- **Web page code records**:
▼

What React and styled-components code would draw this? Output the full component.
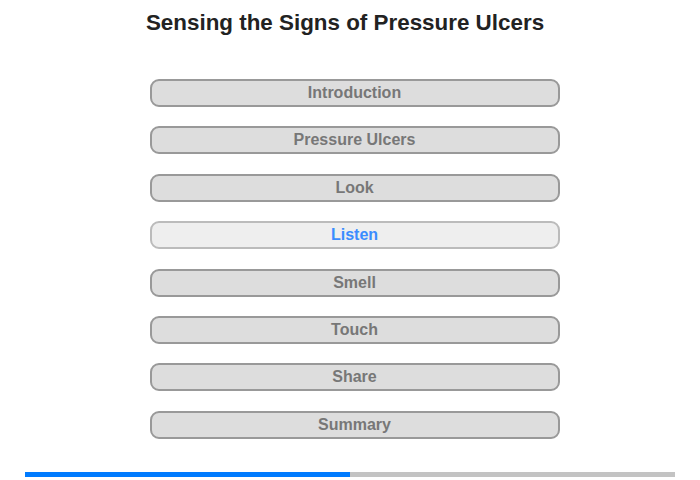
import React from "react";
import styled, { createGlobalStyle } from "styled-components";

const GlobalStyle = createGlobalStyle`
  body {
    margin: 0;
    background: #fff;
    font-family: "Liberation Sans", Arial, sans-serif;
  }
`;

const topics = [
  "Introduction",
  "Pressure Ulcers",
  "Look",
  "Listen",
  "Smell",
  "Touch",
  "Share",
  "Summary",
];

const App = () => {
  const current = 3;
  const progress = 50;
  return (
    <>
      <GlobalStyle />
      <Page>
        <Title>Sensing the Signs of Pressure Ulcers</Title>
        <Menu>
          {topics.map((t, i) => (
            <MenuButton key={t} $active={i === current}>
              {t}
            </MenuButton>
          ))}
        </Menu>
        <Track>
          <Fill style={{ width: `${progress}%` }} />
        </Track>
      </Page>
    </>
  );
};

export default App;

const Page = styled.div`
  width: 700px;
  height: 480px;
  display: flex;
  flex-direction: column;
  align-items: center;
  box-sizing: border-box;
  padding-top: 11px;
`;

const Title = styled.h1`
  margin: 0 0 0 -10px;
  font-size: 22.4px;
  font-weight: bold;
  color: #222;
  line-height: 24px;
`;

const Menu = styled.div`
  display: flex;
  flex-direction: column;
  gap: 19.4px;
  margin-top: 44px;
  margin-left: 9px;
`;

const MenuButton = styled.div`
  width: 410px;
  height: 28px;
  box-sizing: border-box;
  border: 2px solid ${(p) => (p.$active ? "#bbb" : "#999")};
  border-radius: 9px;
  background: ${(p) => (p.$active ? "#eee" : "#ddd")};
  color: ${(p) => (p.$active ? "#3a8cff" : "#777")};
  font-size: 16px;
  font-weight: bold;
  display: flex;
  align-items: center;
  justify-content: center;
`;

const Track = styled.div`
  width: 650px;
  height: 5px;
  background: #c3c3c3;
  margin-top: 33px;
`;

const Fill = styled.div`
  height: 100%;
  background: #007bff;
`;
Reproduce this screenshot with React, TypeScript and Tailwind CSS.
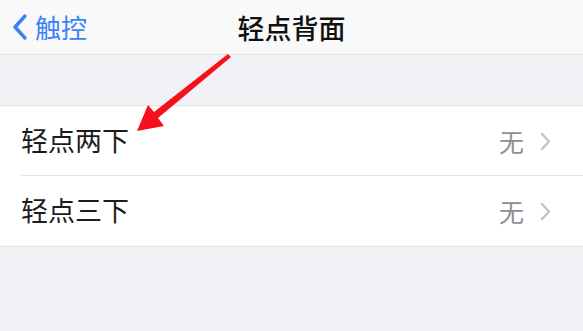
import React from "react";

const font = { fontFamily: '"Noto Sans CJK SC", "Noto Sans", sans-serif' };

function Row({ label, border }: { label: string; border?: boolean }) {
  return (
    <div className="relative flex h-[70px] items-center pl-[21px] pr-[32px]">
      <span className="-mt-[3px] text-[27px] leading-none text-[#1c1c1e]">{label}</span>
      <div className="ml-auto flex items-center gap-[16px]">
        <span className="text-[25px] leading-none text-[#8e8e93]">无</span>
        <svg width="11" height="19" viewBox="0 0 11 19">
          <path d="M2 2 L9 9.5 L2 17" fill="none" stroke="#c4c4c7" strokeWidth="2.4" strokeLinecap="round" strokeLinejoin="round" />
        </svg>
      </div>
      {border && <div className="absolute bottom-0 left-[21px] right-0 h-px bg-[#e3e3e6]" />}
    </div>
  );
}

export default function App() {
  return (
    <div className="relative h-[331px] w-[583px] overflow-hidden bg-[#f2f1f6]" style={font}>
      <div className="relative flex h-[55px] items-center border-b border-[#e2e2e5] bg-[#f9f9fa]">
        <div className="flex items-center pl-[12px] text-[#3c82f6]">
          <svg width="16" height="28" viewBox="0 0 16 28">
            <path d="M13 3 L3 14 L13 25" fill="none" stroke="#3c82f6" strokeWidth="3.4" strokeLinecap="round" strokeLinejoin="round" />
          </svg>
          <span className="ml-[7px] text-[26px] leading-none">触控</span>
        </div>
        <div className="absolute left-0 right-0 top-0 flex h-full items-center justify-center">
          <span className="text-[27px] font-medium leading-none text-[#111]">轻点背面</span>
        </div>
      </div>
      <div className="h-[50px]" />
      <div className="border-y border-[#e3e3e6] bg-white">
        <Row label="轻点两下" border />
        <Row label="轻点三下" />
      </div>
      <svg className="absolute left-0 top-0" width="583" height="331" viewBox="0 0 583 331">
        <path d="M228 54 L231 57 L158 118 L164 126 L137 131 L148 105 L154 112 Z" fill="#f5101a" strokeLinejoin="round" />
      </svg>
    </div>
  );
}
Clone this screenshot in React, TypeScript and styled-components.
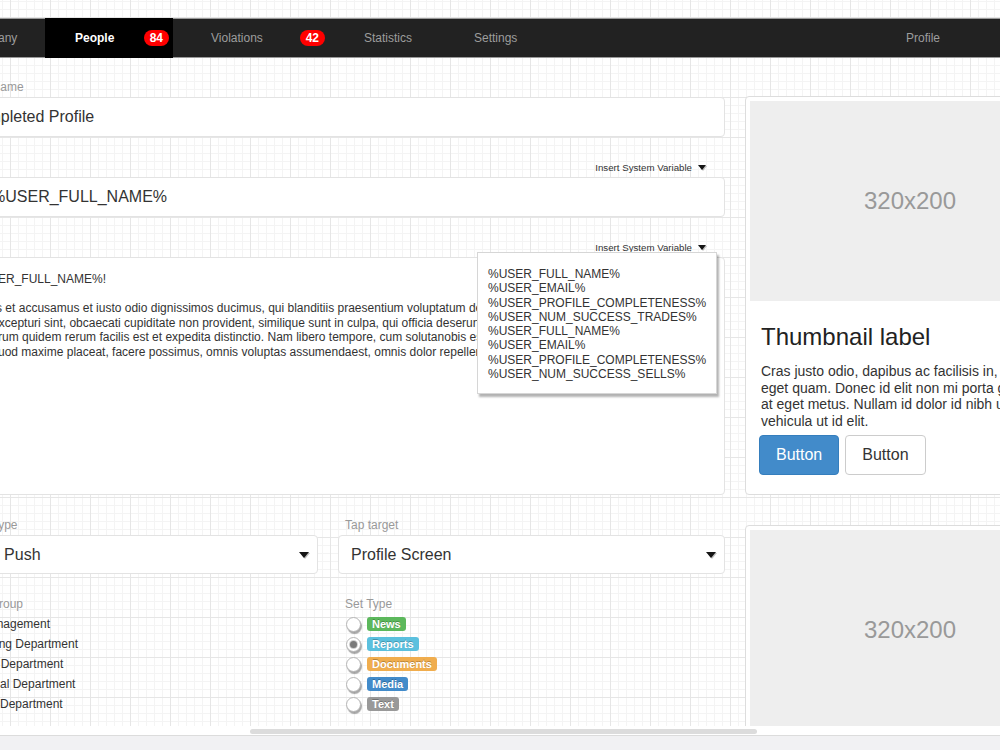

▲

- **PROBLEM TO WORK ON**: Copy each line above that contains the string "full".

- **SOLVED PROBLEM**:
What React and styled-components code would draw this? Output the full component.
        <div className="absolute left-0 right-0 top-0 flex h-full items-center justify-center">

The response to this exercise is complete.